La storia

Draghi, Macron, Scholz e gli altri: quando la diplomazia corre sul treno

I viaggi verso Kiev dei leader occidentali fra foto simboliche e messaggi politici: l'Ucraina non è sola – Ma come si organizzano simili spostamenti?
Marcello Pelizzari
18.06.2022 12:00

La diplomazia, in Ucraina, corre sul treno. È così dall’inizio della guerra. O, meglio, dalla visita a sorpresa – a marzo – di Mateusz Morawiecki, Janez Jansa e Petr Fiala, i leader di Polonia, Slovenia e Repubblica Ceca. La ferrovia, d’altronde, era e rimane l’unico mezzo a disposizione per raggiungere Kiev. Lo spazio aereo, infatti, è chiuso dal 24 febbraio mentre diverse strade, ad oggi, risultano inaccessibili a causa dei combattimenti. Sui vagoni della Ukrzaliznytsia, che sembrano uscire da un altro tempo e da un’altra epoca, con il passare dei giorni hanno trovato posto diversi politici. La presidente della Commissione Europea Ursula von der Leyen, il primo ministro britannico Boris Johnson, il premier canadese Justin Trudeau, il Segretario di Stato americano Antony Blinken. Infine, è di pochi giorni fa il viaggio del cancelliere tedesco Olaf Scholz, del presidente francese Emmanuel Macron e del primo ministro italiano Mario Draghi.

La segretezza

Intendiamoci: sebbene la guerra, di fatto, si sia spostata a est è ancora pericoloso, se non pericolosissimo, viaggiare in treno verso Kiev. E questo perché l’esercito russo, di tanto in tanto, prende ancora di mira i binari nel tentativo di fermare (o quantomeno frenare) i rifornimenti di armi. Curiosamente, ma nemmeno troppo, i leader occidentali sono obbligati a viaggiare su treni ucraini. L’Europa, infatti, predilige lo scartamento standard o Stephenson di 1.435 mm. L’Ucraina utilizza quello russo da 1.520 mm.

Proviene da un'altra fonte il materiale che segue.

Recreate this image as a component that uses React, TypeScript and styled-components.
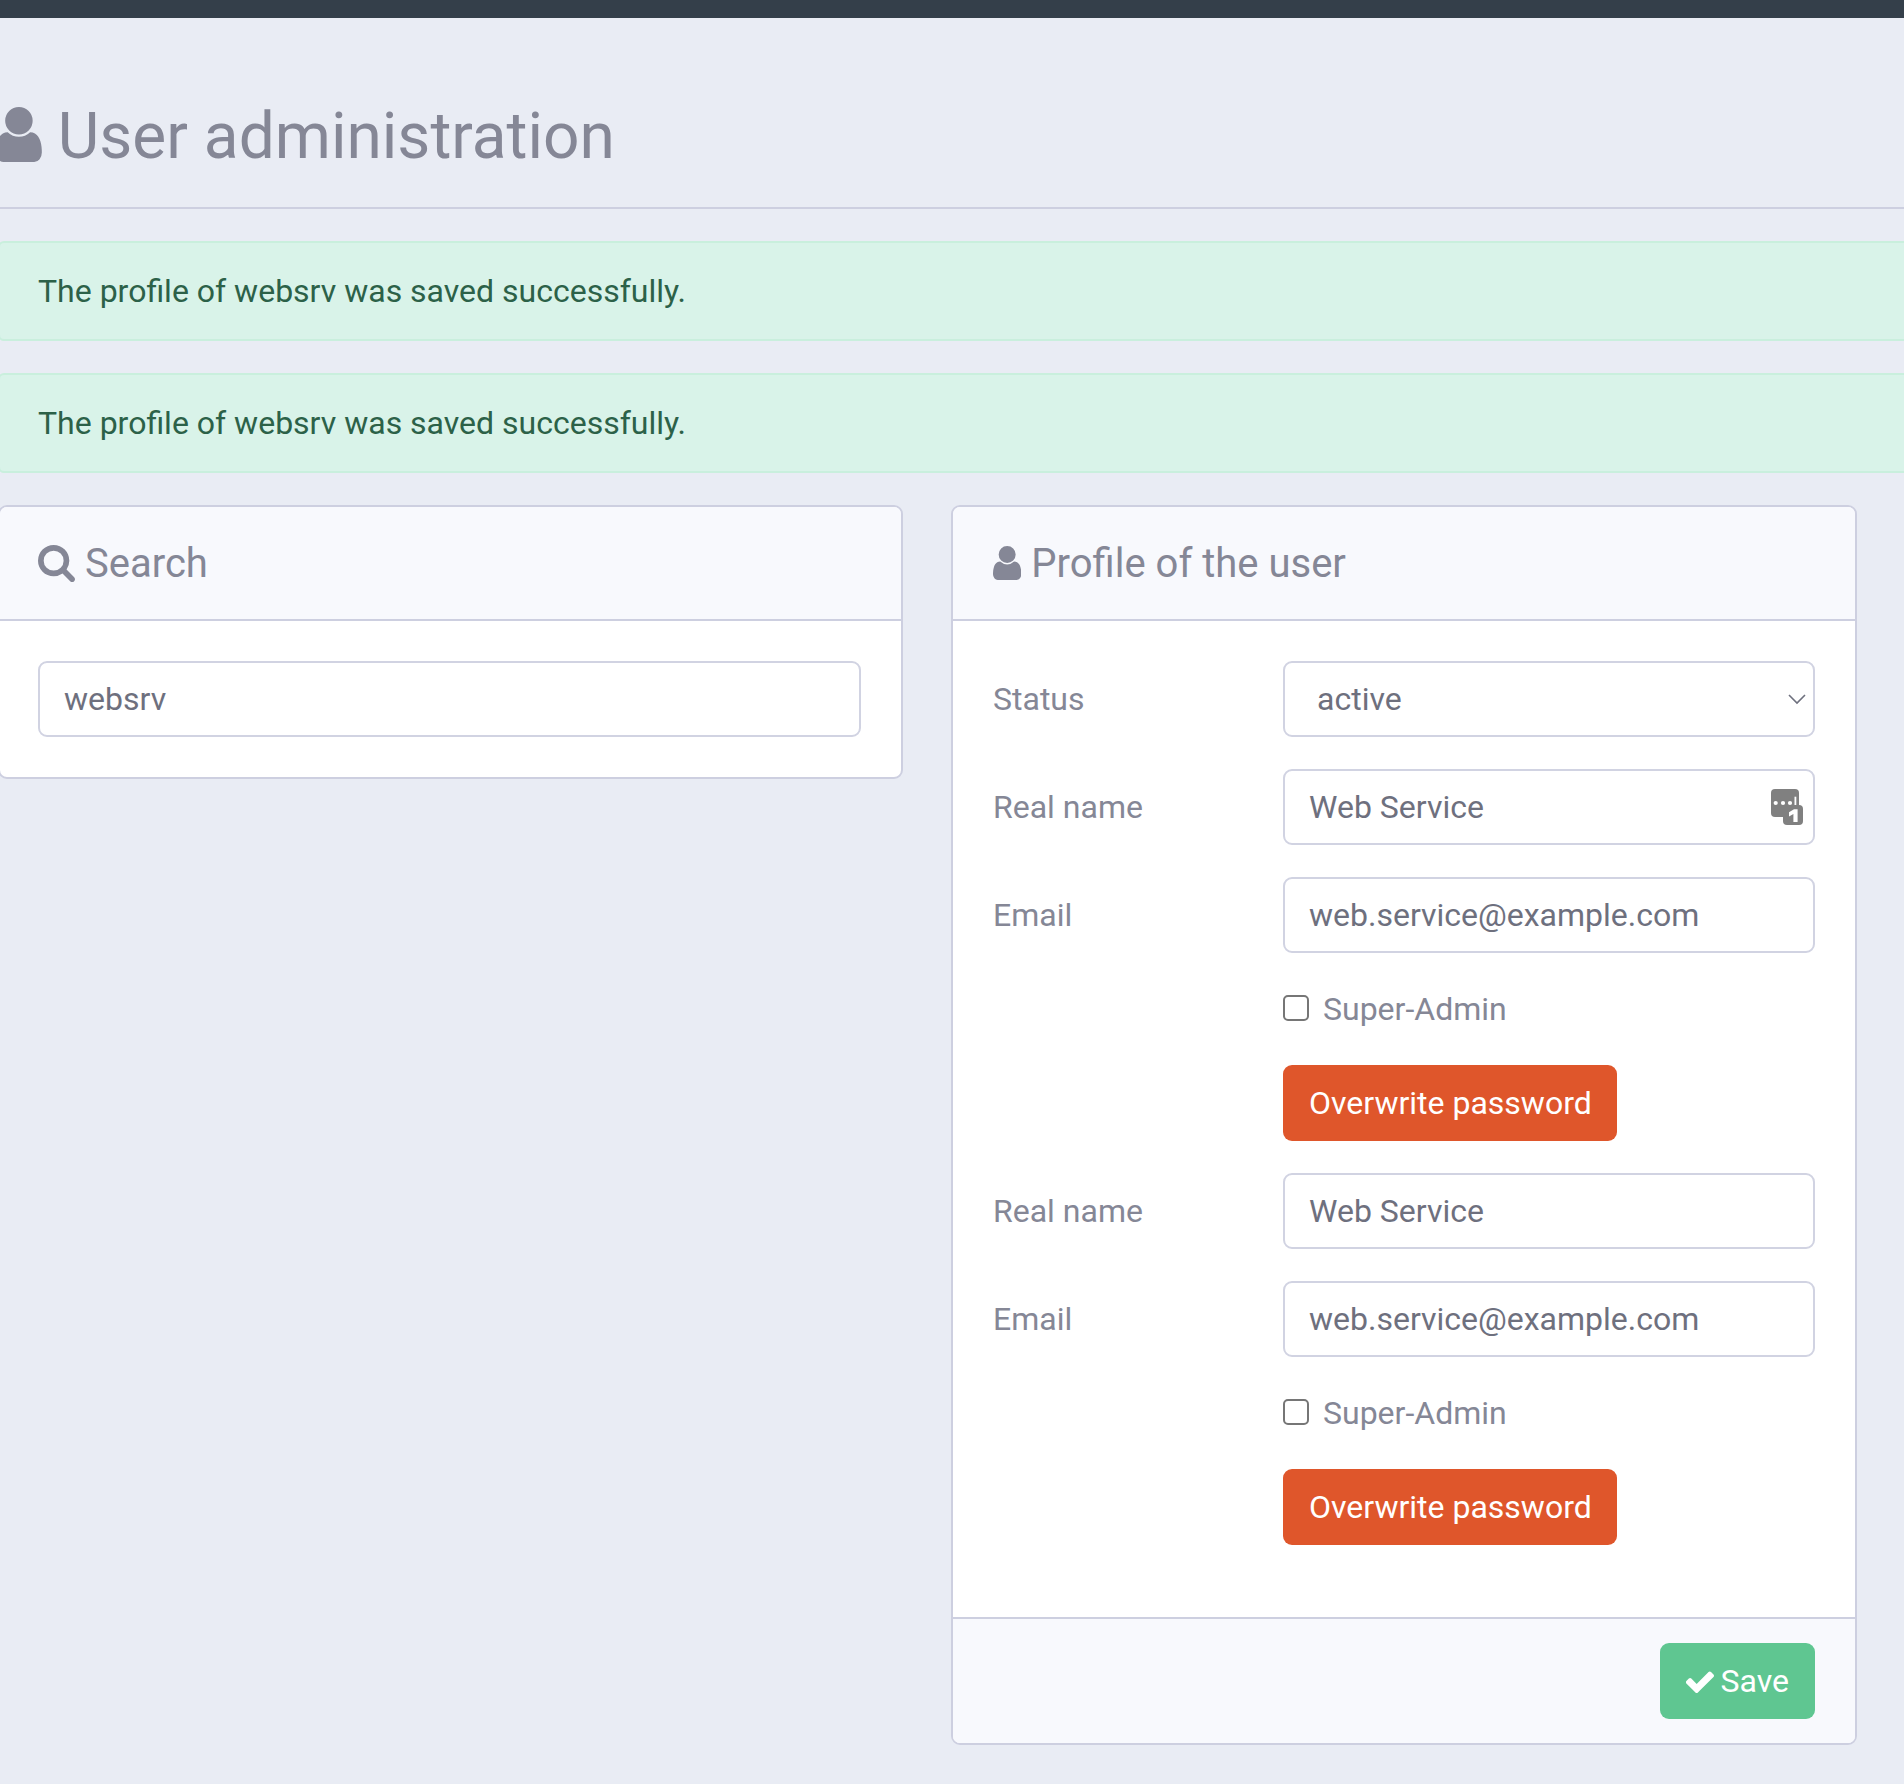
import React from "react";
import styled, { createGlobalStyle } from "styled-components";

const Global = createGlobalStyle`
  html, body { margin: 0; padding: 0; background: #e9ecf4; }
  body { font-family: Roboto, "Liberation Sans", sans-serif; overflow-x: hidden; }
  * { box-sizing: border-box; }
`;

const Page = styled.div`
  width: 1904px;
  height: 1784px;
  overflow: hidden;
  background: #e9ecf4;
`;

const TopBar = styled.div`
  height: 18px;
  background: #343f4a;
`;

const Main = styled.main`
  margin-left: -2px;
  width: 1930px;
`;

const TitleBlock = styled.header`
  height: 191px;
  padding: 88px 0 0;
  border-bottom: 2px solid #cdcfe0;
  display: flex;
  align-items: flex-start;
`;

const Title = styled.h1`
  margin: 0 0 0 -2px;
  display: flex;
  align-items: center;
  gap: 16px;
  height: 56px;
  font-size: 64px;
  line-height: 60px;
  font-weight: 400;
  color: #858796;
`;

const TitleText = styled.span`
  padding-top: 5px;
`;

const Alert = styled.div`
  margin-top: 32px;
  height: 100px;
  padding: 0 0 0 38px;
  display: flex;
  align-items: center;
  background: #d9f3e9;
  border: 2px solid #c9efdd;
  border-radius: 6px;
  color: #2c6148;
  font-size: 32px;
`;

const Columns = styled.div`
  margin-top: 32px;
  width: 1859px;
  display: grid;
  grid-template-columns: 905px 906px;
  gap: 48px;
  align-items: start;
`;

const Panel = styled.section`
  background: #fff;
  border: 2px solid #cdcfe0;
  border-radius: 9px;
  overflow: hidden;
`;

const PanelHead = styled.h2<{ $inset: number }>`
  margin: 0;
  height: 114px;
  padding: 0 40px 0 ${(p) => p.$inset}px;
  display: flex;
  align-items: center;
  gap: 10px;
  background: #f8f9fd;
  border-bottom: 2px solid #cdcfe0;
  font-size: 40px;
  font-weight: 400;
  color: #858796;
`;

const PanelBody = styled.div<{ $inset: number; $bottom: number }>`
  padding: 40px 40px ${(p) => p.$bottom}px ${(p) => p.$inset}px;
  display: flex;
  flex-direction: column;
  gap: 32px;
`;

const PanelFoot = styled.div`
  height: 126px;
  padding: 0 40px;
  display: flex;
  align-items: center;
  justify-content: flex-end;
  background: #f8f9fd;
  border-top: 2px solid #cdcfe0;
`;

const Row = styled.div`
  display: grid;
  grid-template-columns: 290px 532px;
  align-items: center;
`;

const Label = styled.label`
  font-size: 32px;
  color: #858796;
`;

const Input = styled.input`
  display: block;
  width: 100%;
  height: 76px;
  padding: 0 24px;
  border: 2px solid #d1d3e2;
  border-radius: 9px;
  background: #fff;
  color: #6e707e;
  font: 400 32px Roboto, sans-serif;
  outline: none;
`;

const FieldWrap = styled.div`
  position: relative;
`;

const Select = styled.select`
  display: block;
  width: 100%;
  height: 76px;
  padding: 0 24px 0 32px;
  border: 2px solid #d1d3e2;
  border-radius: 9px;
  background: #fff;
  color: #6e707e;
  font: 400 32px Roboto, sans-serif;
  outline: none;
  appearance: none;
`;

const Chevron = styled.svg`
  position: absolute;
  right: 9px;
  top: 33px;
  width: 18px;
  height: 11px;
`;

const ManagerIcon = styled.svg`
  position: absolute;
  right: 12px;
  top: 20px;
  width: 32px;
  height: 36px;
`;

const CheckRow = styled.label`
  margin-left: 290px;
  height: 48px;
  display: flex;
  align-items: center;
  gap: 14px;
  font-size: 32px;
  color: #858796;
`;

const Check = styled.input`
  appearance: none;
  margin: -3px 0 0;
  width: 26px;
  height: 26px;
  background: #fff;
  border: 2px solid #767676;
  border-radius: 5px;
  flex: none;
`;

const ButtonRow = styled.div`
  margin-left: 290px;
  display: flex;
`;

const Button = styled.button<{ $tone: string }>`
  height: 76px;
  padding: 0 25px 0 26px;
  display: inline-flex;
  align-items: center;
  gap: 7px;
  border: 0;
  border-radius: 9px;
  background: ${(p) => p.$tone};
  color: #fff;
  font: 400 32px Roboto, sans-serif;
`;

const SaveButton = styled(Button)`
  padding: 0 26px;
`;

const Icon = styled.svg<{ $size: number }>`
  width: ${(p) => p.$size}px;
  height: ${(p) => p.$size}px;
  fill: currentColor;
  flex: none;
`;

const USER =
  "M1536 1399q0 109-62.5 187t-150.5 78h-854q-88 0-150.5-78t-62.5-187q0-85 8.5-160.5t31.5-152 58.5-131 94-89 134.5-34.5q131 128 313 128t313-128q76 0 134.5 34.5t94 89 58.5 131 31.5 152 8.5 160.5zm-256-887q0 159-112.5 271.5t-271.5 112.5-271.5-112.5-112.5-271.5 112.5-271.5 271.5-112.5 271.5 112.5 112.5 271.5z";
const SEARCH =
  "M1216 832q0-185-131.5-316.5t-316.5-131.5-316.5 131.5-131.5 316.5 131.5 316.5 316.5 131.5 316.5-131.5 131.5-316.5zm512 832q0 52-38 90t-90 38q-54 0-90-38l-343-342q-179 124-399 124-143 0-273.5-55.5t-225-150-150-225-55.5-273.5 55.5-273.5 150-225 225-150 273.5-55.5 273.5 55.5 225 150 150 225 55.5 273.5q0 220-124 399l343 343q37 37 37 90z";
const CHECK =
  "M1671 566q0 40-28 68l-724 724-136 136q-28 28-68 28t-68-28l-136-136-362-362q-28-28-28-68t28-68l136-136q28-28 68-28t68 28l294 295 656-657q28-28 68-28t68 28l136 136q28 28 28 68z";

const UserIcon = styled.svg<{ $size: number }>`
  width: ${(p) => (p.$size * 1280) / 1536}px;
  height: ${(p) => p.$size}px;
  fill: currentColor;
  flex: none;
`;

const FaUser = ({ size }: { size: number }) => (
  <UserIcon $size={size} viewBox="256 128 1280 1536">
    <path d={USER} />
  </UserIcon>
);

const PersonForm = ({ manager }: { manager?: boolean }) => (
  <>
    <Row>
      <Label>Real name</Label>
      <FieldWrap>
        <Input defaultValue="Web Service" />
        {manager && (
          <ManagerIcon viewBox="0 0 32 36">
            <rect x="0" y="0" width="28" height="28" rx="4" fill="#808080" />
            <circle cx="4.7" cy="14" r="2.1" fill="#fff" />
            <circle cx="12" cy="14" r="2.1" fill="#fff" />
            <circle cx="19" cy="14" r="2.1" fill="#fff" />
            <rect x="23.5" y="7.7" width="1.8" height="9" fill="#fff" />
            <rect x="12" y="16" width="20" height="20" rx="4" fill="#808080" />
            <path d="M18 23.2l5-3h3.6v12.8h-4.2v-8l-4.4 2.4z" fill="#fff" />
          </ManagerIcon>
        )}
      </FieldWrap>
    </Row>
    <Row>
      <Label>Email</Label>
      <Input defaultValue="web.service@example.com" />
    </Row>
    <CheckRow>
      <Check type="checkbox" />
      Super-Admin
    </CheckRow>
    <ButtonRow>
      <Button $tone="#df562b">Overwrite password</Button>
    </ButtonRow>
  </>
);

export default function App() {
  return (
    <Page>
      <Global />
      <TopBar />
      <Main>
        <TitleBlock>
          <Title>
            <FaUser size={55} />
            <TitleText>User administration</TitleText>
          </Title>
        </TitleBlock>
        <Alert>The profile of websrv was saved successfully.</Alert>
        <Alert>The profile of websrv was saved successfully.</Alert>
        <Columns>
          <Panel>
            <PanelHead $inset={38}>
              <Icon $size={37} viewBox="64 128 1664 1664">
                <path d={SEARCH} />
              </Icon>
              Search
            </PanelHead>
            <PanelBody $inset={38} $bottom={40}>
              <Input defaultValue="websrv" />
            </PanelBody>
          </Panel>
          <Panel>
            <PanelHead $inset={40}>
              <FaUser size={34} />
              Profile of the user
            </PanelHead>
            <PanelBody $inset={40} $bottom={72}>
              <Row>
                <Label>Status</Label>
                <FieldWrap>
                  <Select defaultValue="active">
                    <option>active</option>
                  </Select>
                  <Chevron viewBox="0 0 18 11">
                    <path d="M1 1l8 8 8-8" fill="none" stroke="#6e707e" strokeWidth="1.6" />
                  </Chevron>
                </FieldWrap>
              </Row>
              <PersonForm manager />
              <PersonForm />
            </PanelBody>
            <PanelFoot>
              <SaveButton $tone="#5fc691">
                <Icon $size={28} viewBox="128 256 1543 1200">
                  <path d={CHECK} />
                </Icon>
                Save
              </SaveButton>
            </PanelFoot>
          </Panel>
        </Columns>
      </Main>
    </Page>
  );
}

La segretezza, soprattutto nelle prime settimane di guerra, è una delle condizioni essenziali affinché il viaggio possa svolgersi in relativa tranquillità. Morawiecki, a marzo, aveva fatto incazzare e non poco il presidente delle Ferrovie ucraine, Oleksandr Kamyshin, per aver annunciato la sua visita a Volodymyr Zelensky mentre era ancora in viaggio verso Kiev. Lo stesso Kamyshin e i suoi colleghi, dall’inizio del conflitto, operano da un treno in continuo movimento. «Non dico nemmeno ai miei figli dove siamo» le sue parole alla CNN. Von der Leyen, se possibile, l’aveva combinata ancora più grossa annunciando il suo arrivo troppo presto e dichiarando perfino il punto di partenza: la città polacca di Przemysl.

Fra lusso e ravioli

Detto della segretezza, la sicurezza non può essere garantita al 100%. Quello che possono fare le Ferrovie ucraine, tuttavia, è coccolare – nel limite del possibile – gli ospiti. Secondo Radio Free Europe, uno dei vagoni usati in questi mesi per trasportare i leader politici fu costruito nel 2014 allo scopo di condurre passeggeri facoltosi in Crimea. Verosimilmente, rimase in servizio per pochissimo tempo considerando che l’annessione della penisola da parte della Russia avvenne proprio quell’anno. Altri vagoni, per contro, rimandano direttamente all’epoca sovietica sebbene siano stati rimodernati di recente. In alcuni, addirittura, è possibile trovare letti king size e tv a schermo piatto.

Una volta a Kiev, beh, i politici rimangono per alcune ore. Giusto il tempo di incontrare e parlare con Volodymyr Zelensky, visitare le zone più colpite attorno alla capitale e, per alcuni, mangiare qualcosa. Boris Johnson, come riferito da svariati media, ad esempio aveva mangiato zuppa di pollo, un’insalata con formaggio di capra, roast-beef e deliziosi varenyky per dessert, ovvero ravioli ripieni di ciliegie.

A contare, più di ogni altra cosa, è il simbolismo. Le foto, le parole, i gesti. Esserci, insomma. Per ribadire che l’Ucraina non è sola. E che un viaggio in treno, per quanto pericoloso, può regalare speranza non solo alla leadership ucraina ma a un intero Paese.